Sypha: Of course, I could be wrong, maybe he does have deep emotional involvement with characters like Shining Knight, but somehow, uh, I don't think so.

Maybe you read a different version of Shining Knight #2 than I did, and Justina's reactions to the Guilt creature. Felt fairly involved. And All-Star Superman is brimming over with emotional involvement, meditations on middle age, dealing with the Lois/Clark dynamic in a significant way. I've certainly got my problems with GM's work, sure, I'm not going to bother continuing with the Authority because it didn't really grab me, and Wildcats ain't my thing, but I'm not sure saying that he's got no emotional involvement feels right either.
 
 
This Sunday
20:12 / 25.10.06
I don't know that Morrison was ever excessively or manic-style relavent. He just wasn't. "The Invisibles" did not crack the head of every fan. Didn't have to. It was just there, and it was witty and fun and maybe you could see a bit of yourself in it, sometimes. That's all. Same for "The Filth" and "JLA" and his Vampi issues. They all had things to say, sort of, and sometimes that thing was just "Hey, look at me - I am the shit! Yes. Keep looking. Here is wisdom thing, it is pithy and possibly nonsensical, but it has a musical reference. I have changed the world. How? Um... look - DMT machine fairies!" and then, y'know, everybody just kinda ran away and did something else. And there were more musical references.

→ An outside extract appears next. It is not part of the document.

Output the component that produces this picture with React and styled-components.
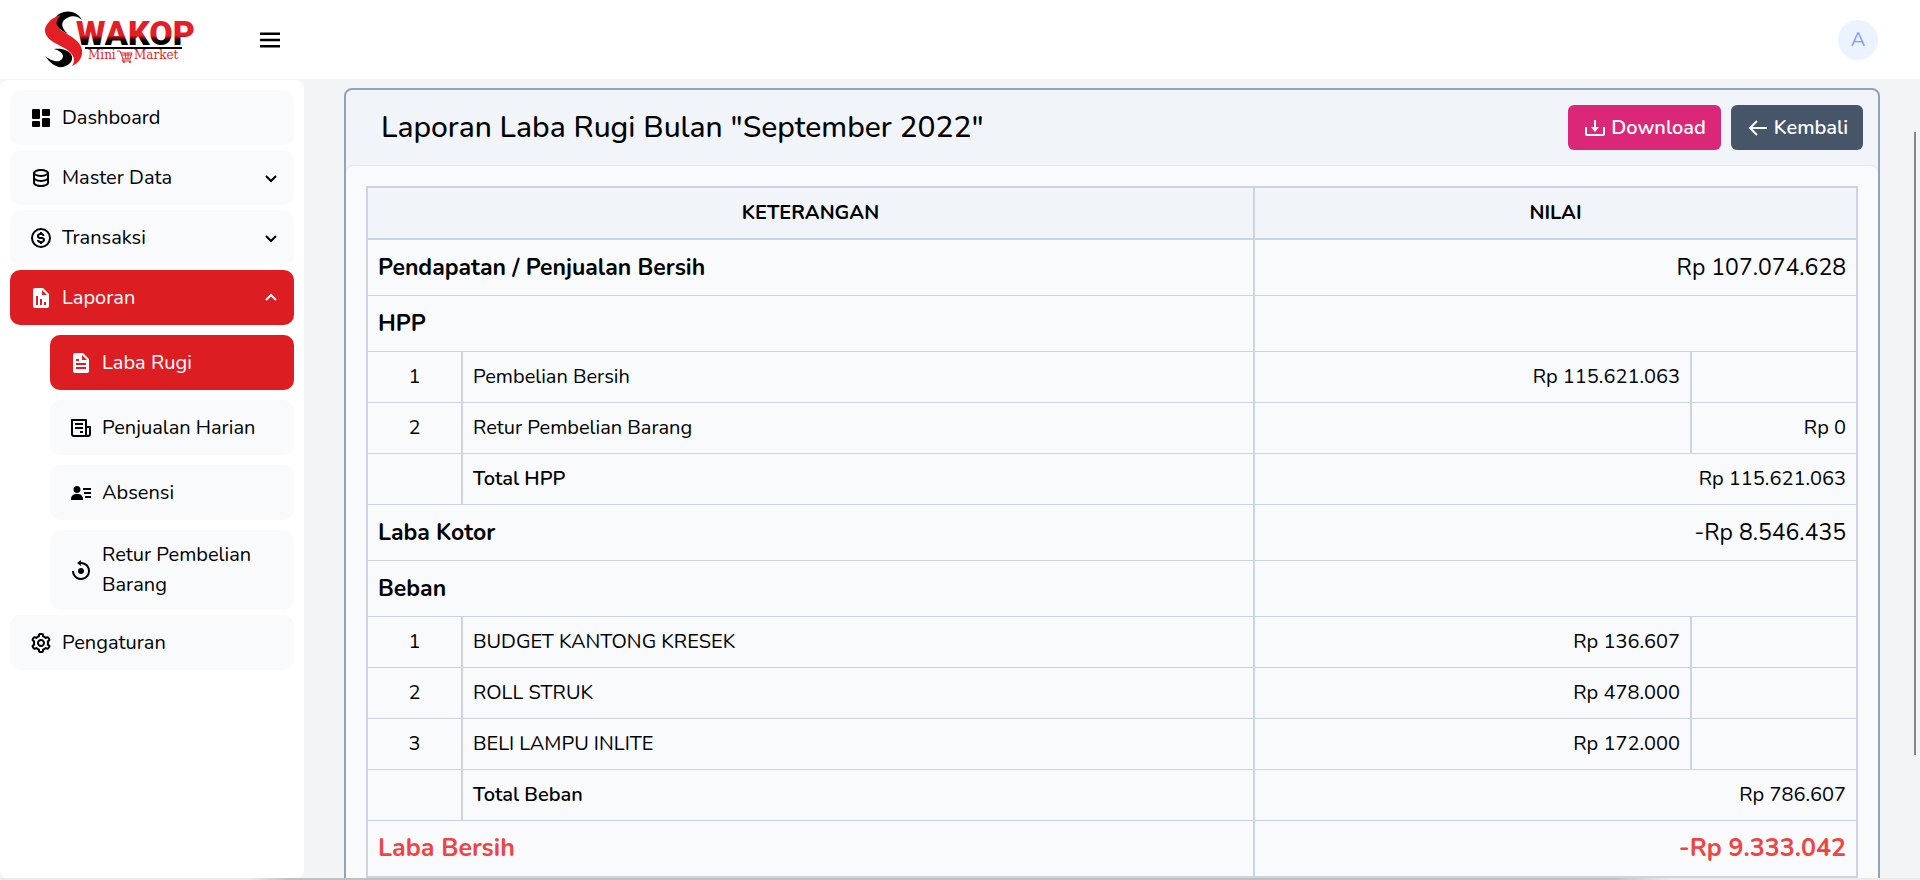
import React from "react";
import styled, { createGlobalStyle, css } from "styled-components";
import {
  BiSolidDashboard, BiData, BiDollarCircle, BiSolidReport, BiSolidFile,
  BiSolidUserDetail, BiReset, BiCog, BiChevronDown, BiChevronUp, BiMenu,
  BiDownload, BiArrowBack,
} from "react-icons/bi";

const GlobalStyle = createGlobalStyle`
  *, *::before, *::after { box-sizing: border-box; }
  body {
    margin: 0;
    background: #f3f4f6;
    color: #000;
    font: 400 20px/30px Nunito, "Open Sans", sans-serif;
  }
  button { font: inherit; border: 0; cursor: pointer; }
`;

const Page = styled.div`
  height: 100vh;
  display: flex;
  flex-direction: column;
  overflow: hidden;
`;

const TopBar = styled.header`
  display: flex;
  align-items: center;
  flex: none;
  height: 79px;
  padding: 0 42px 0 40px;
  background: #fff;
`;

const MenuButton = styled.button`
  display: flex;
  margin-left: 55px;
  padding: 0;
  background: none;
  color: #000;
`;

const Avatar = styled.button`
  width: 40px;
  height: 40px;
  margin-left: auto;
  padding: 0;
  border-radius: 50%;
  background: #ebf3ff;
  color: #8199f8;
`;

const Body = styled.div`
  position: relative;
  display: flex;
  flex: 1;
  min-height: 0;
`;

const Sidebar = styled.nav`
  flex: none;
  width: 304px;
  margin-top: 1px;
  padding: 10px;
  border-radius: 8px;
  background: #fff;
`;

const NavList = styled.ul`
  display: flex;
  flex-direction: column;
  gap: 5px;
  margin: 0;
  padding: 0;
  list-style: none;
`;

const SubList = styled(NavList)`
  gap: 10px;
  padding: 10px 0 0 40px;
`;

const NavLink = styled.a`
  display: flex;
  align-items: center;
  gap: 9px;
  min-height: 55px;
  padding: 10px 11px 10px 19px;
  border-radius: 10px;
  background: ${(p) => (p.$active ? "#dc1e23" : "#f8fafc")};
  color: ${(p) => (p.$active ? "#fff" : "#000")};
  text-decoration: none;
  svg { flex: none; }
`;

const NavLabel = styled.span`
  flex: 1;
`;

const Main = styled.main`
  flex: 1;
  min-width: 0;
  padding: 9px 40px 0;
  overflow: hidden;
`;

const Card = styled.section`
  border: 2px solid #94a3b8;
  border-radius: 8px;
  background: #f1f5f9;
`;

const CardHeader = styled.div`
  display: flex;
  align-items: center;
  gap: 10px;
  padding: 15px 15px 15px 35px;
`;

const Title = styled.h1`
  flex: 1;
  margin: 0;
  font-size: 30px;
  font-weight: 500;
  line-height: 40px;
`;

const ActionButton = styled.button`
  display: flex;
  align-items: center;
  gap: 4px;
  height: 45px;
  padding: 0 15px;
  border-radius: 6px;
  background: ${(p) => p.$color};
  color: #fff;
  && { font-weight: 600; }
`;

const CardBody = styled.div`
  padding: 20px;
  border-top: 1px solid #e2e8f0;
  border-radius: 8px;
  background: #f8fafc;
`;

const Table = styled.table`
  width: 100%;
  table-layout: fixed;
  border-collapse: collapse;
  border: 2px solid #cbd5e1;
`;

const NumberCol = styled.col`width: 95px;`;
const DebitCol = styled.col`width: 437px;`;
const CreditCol = styled.col`width: 166px;`;

const HeadCell = styled.th`
  padding: 10px;
  border: 2px solid #cbd5e1;
  background: #f1f5f9;
  font-weight: 700;
`;

const emphasis = {
  section: css`font-size: 23px; line-height: 35px;`,
  result: css`font-size: 25px; line-height: 35px; font-weight: 700; color: #ef4444;`,
};

const Row = styled.tr`
  border-bottom: 1px solid #cbd5e1;
  ${(p) => emphasis[p.$kind]}
`;

const Cell = styled.td`
  height: 51px;
  padding: 10px;
  border-right: 2px solid #cbd5e1;
  text-align: ${(p) => p.$align || "left"};
  font-weight: ${(p) => p.$weight || "inherit"};
`;

const ScrollThumb = styled.div`
  position: absolute;
  top: 53px;
  right: 4px;
  width: 2px;
  height: 78%;
  background: #888;
`;

const BottomEdge = styled.div`
  flex: none;
  height: 2px;
  background: linear-gradient(90deg, #ebebeb 0 13%, #c0c0c0 15% 84%, #ebebeb 87%);
`;

function Logo() {
  return (
    <svg width="160" height="70" viewBox="40 4 160 70" role="img" aria-label="Swakop Mini Market">
      <defs>
        <linearGradient id="word" x1="0" y1="21" x2="0" y2="44" gradientUnits="userSpaceOnUse">
          <stop offset="0" stopColor="#e31e24" />
          <stop offset="0.58" stopColor="#e31e24" />
          <stop offset="0.82" stopColor="#000" />
        </linearGradient>
      </defs>
      <path fill="#000" d="M82 19C79 12 70 9 64 11C55 13 53 20 57 25C60 29 64 31 68 33C60 26 61 20 67 17C72 14 78 15 82 19Z" />
      <path fill="#e31e24" d="M61 14C50 17 44 25 45 31C47 40 58 43 66 48C74 53 76 59 72 65C79 62 83 56 82 49C80 39 71 36 64 31C57 27 53 22 61 14Z" />
      <path fill="#000" d="M45 55C50 62 56 67 63 66C71 64 74 58 71 53C68 49 61 47 54 48C61 50 65 54 62 58C58 63 50 59 45 55Z" />
      <text x="76" y="44" fontFamily="Roboto, sans-serif" fontWeight="900" fontSize="34" fill="url(#word)">WAKOP</text>
      <rect x="85" y="46" width="97" height="2" fill="#000" />
      <g fill="#e31e24" fontFamily="'DejaVu Serif', serif" fontSize="12">
        <text x="88" y="58">Mini</text>
        <text x="134" y="58">Market</text>
      </g>
      <path fill="none" stroke="#e31e24" strokeWidth="1" d="M117 50H120L123 58H130L132 52H121M122 54H131M125 52L126 58M128 52V58M123 58L122 60H131" />
      <circle cx="124" cy="61" r="1" fill="#e31e24" />
      <circle cx="130" cy="61" r="1" fill="#e31e24" />
    </svg>
  );
}

function NewsIcon({ size }) {
  return (
    <svg width={size} height={size} viewBox="0 0 24 24" fill="none" stroke="currentColor" strokeWidth="2">
      <path d="M17 20H5a2 2 0 0 1-2-2V4h14v14a2 2 0 0 0 4 0v-7h-4" strokeLinejoin="round" />
      <path d="M17 20h2M6 8h8M6 12h8M11 16h3" />
    </svg>
  );
}

const NAV = [
  { label: "Dashboard", icon: BiSolidDashboard },
  { label: "Master Data", icon: BiData, chevron: BiChevronDown },
  { label: "Transaksi", icon: BiDollarCircle, chevron: BiChevronDown },
  {
    label: "Laporan",
    icon: BiSolidReport,
    chevron: BiChevronUp,
    active: true,
    children: [
      { label: "Laba Rugi", icon: BiSolidFile, active: true },
      { label: "Penjualan Harian", icon: NewsIcon },
      { label: "Absensi", icon: BiSolidUserDetail },
      { label: "Retur Pembelian Barang", icon: BiReset },
    ],
  },
  { label: "Pengaturan", icon: BiCog },
];

const ROWS = [
  { kind: "section", name: "Pendapatan / Penjualan Bersih", total: "Rp 107.074.628" },
  { kind: "section", name: "HPP", total: "" },
  { kind: "item", no: 1, name: "Pembelian Bersih", debit: "Rp 115.621.063" },
  { kind: "item", no: 2, name: "Retur Pembelian Barang", credit: "Rp 0" },
  { kind: "total", name: "Total HPP", total: "Rp 115.621.063" },
  { kind: "section", name: "Laba Kotor", total: "-Rp 8.546.435" },
  { kind: "section", name: "Beban", total: "" },
  { kind: "item", no: 1, name: "BUDGET KANTONG KRESEK", debit: "Rp 136.607" },
  { kind: "item", no: 2, name: "ROLL STRUK", debit: "Rp 478.000" },
  { kind: "item", no: 3, name: "BELI LAMPU INLITE", debit: "Rp 172.000" },
  { kind: "total", name: "Total Beban", total: "Rp 786.607" },
  { kind: "result", name: "Laba Bersih", total: "-Rp 9.333.042" },
];

const NAME_WEIGHT = { item: 400, total: 600, section: 700, result: 700 };

function NavItem({ item }) {
  const Icon = item.icon;
  const Chevron = item.chevron;
  return (
    <li>
      <NavLink href="#" $active={item.active}>
        <Icon size={24} />
        <NavLabel>{item.label}</NavLabel>
        {Chevron && <Chevron size={24} />}
      </NavLink>
      {item.children && (
        <SubList>
          {item.children.map((child) => <NavItem key={child.label} item={child} />)}
        </SubList>
      )}
    </li>
  );
}

function ReportRow({ row }) {
  const nested = row.kind === "item" || row.kind === "total";
  return (
    <Row $kind={row.kind}>
      {nested && <Cell $align="center">{row.no}</Cell>}
      <Cell colSpan={nested ? 1 : 2} $weight={NAME_WEIGHT[row.kind]}>{row.name}</Cell>
      {row.kind === "item" ? (
        <>
          <Cell $align="right">{row.debit}</Cell>
          <Cell $align="right">{row.credit}</Cell>
        </>
      ) : (
        <Cell colSpan={2} $align="right">{row.total}</Cell>
      )}
    </Row>
  );
}

export default function App() {
  return (
    <Page>
      <GlobalStyle />
      <TopBar>
        <Logo />
        <MenuButton aria-label="Menu"><BiMenu size={30} /></MenuButton>
        <Avatar>A</Avatar>
      </TopBar>
      <Body>
        <Sidebar>
          <NavList>
            {NAV.map((item) => <NavItem key={item.label} item={item} />)}
          </NavList>
        </Sidebar>
        <Main>
          <Card>
            <CardHeader>
              <Title>Laporan Laba Rugi Bulan "September 2022"</Title>
              <ActionButton $color="#db2777"><BiDownload size={24} />Download</ActionButton>
              <ActionButton $color="#475569"><BiArrowBack size={24} />Kembali</ActionButton>
            </CardHeader>
            <CardBody>
              <Table>
                <colgroup>
                  <NumberCol />
                  <col />
                  <DebitCol />
                  <CreditCol />
                </colgroup>
                <thead>
                  <tr>
                    <HeadCell colSpan={2}>KETERANGAN</HeadCell>
                    <HeadCell colSpan={2}>NILAI</HeadCell>
                  </tr>
                </thead>
                <tbody>
                  {ROWS.map((row, i) => <ReportRow key={i} row={row} />)}
                </tbody>
              </Table>
            </CardBody>
          </Card>
        </Main>
        <ScrollThumb />
      </Body>
      <BottomEdge />
    </Page>
  );
}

Which is lovely, and served us well.

And he's still doing it. These aren't guidebooks for life, and even if they were, nobody has to read them that way and abide. Entertainment, inspiration, commentary... but not fucking guidebooks. Not laws.

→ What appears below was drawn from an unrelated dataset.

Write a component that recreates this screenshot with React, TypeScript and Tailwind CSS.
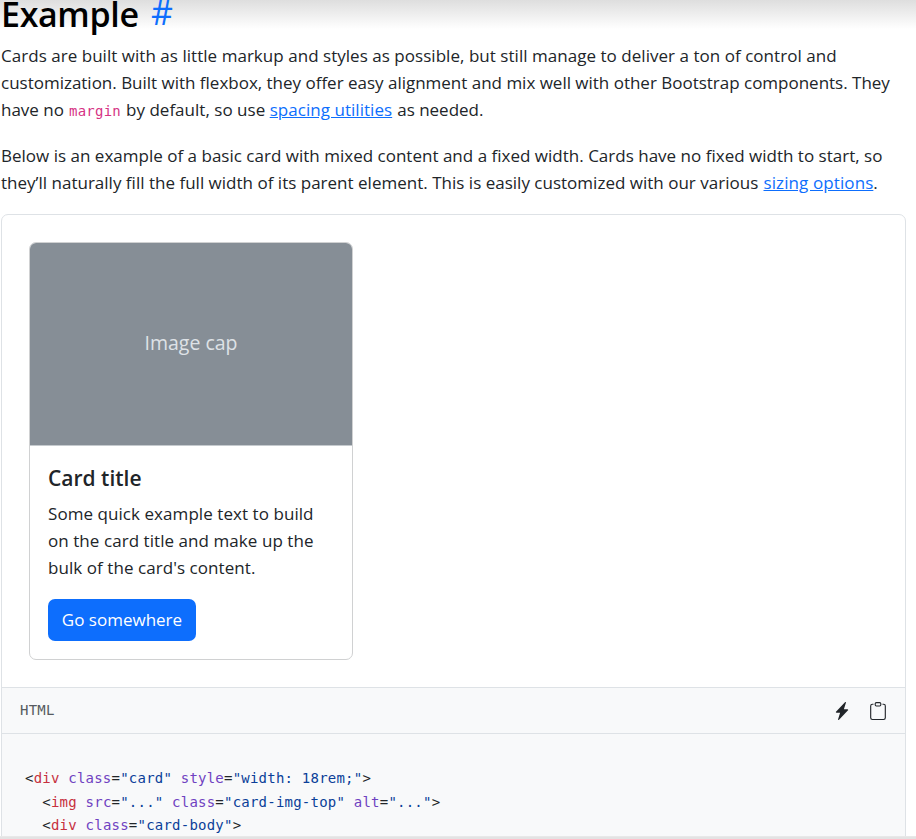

And, as for the Lennon comparison: post-Beatles Lennon was loads superior. The Plastic Ono Band, dammit. Great stuff. And it trumps any relevancy argument.

Now, if Morrison can be got to go around conventions telling people he's "the goddammed Lennon!" I'll be that much happier. But, the works still good as ever. It's all about the massing, and while things are amassing, there's the gorgeous pop moments, single issues, or sometimes just single panels, where it all gels like God on the bongos.
 
 
STOATIE LIEKS CHOCOLATE MILK
20:15 / 25.10.06
So... based on this theory that George is rubbish now, who's NOT going to be buying SS#1?

Bueller?
 
 
ONLY NICE THINGS
21:35 / 25.10.06
Stoats, buying comics which you know will not be enjoyable is not a proof. It's a pathology.

Having said which, a) I will buy 7S1, if it actually tunrs up (although since I liked at least 64% of the Seven Soldiers, why not?) and b) I might get Wildcats 1, on the strength of Flyboy bellowing "IST TOD! IST TOD! IST TOD! DAS IST GRIFTER!" at me.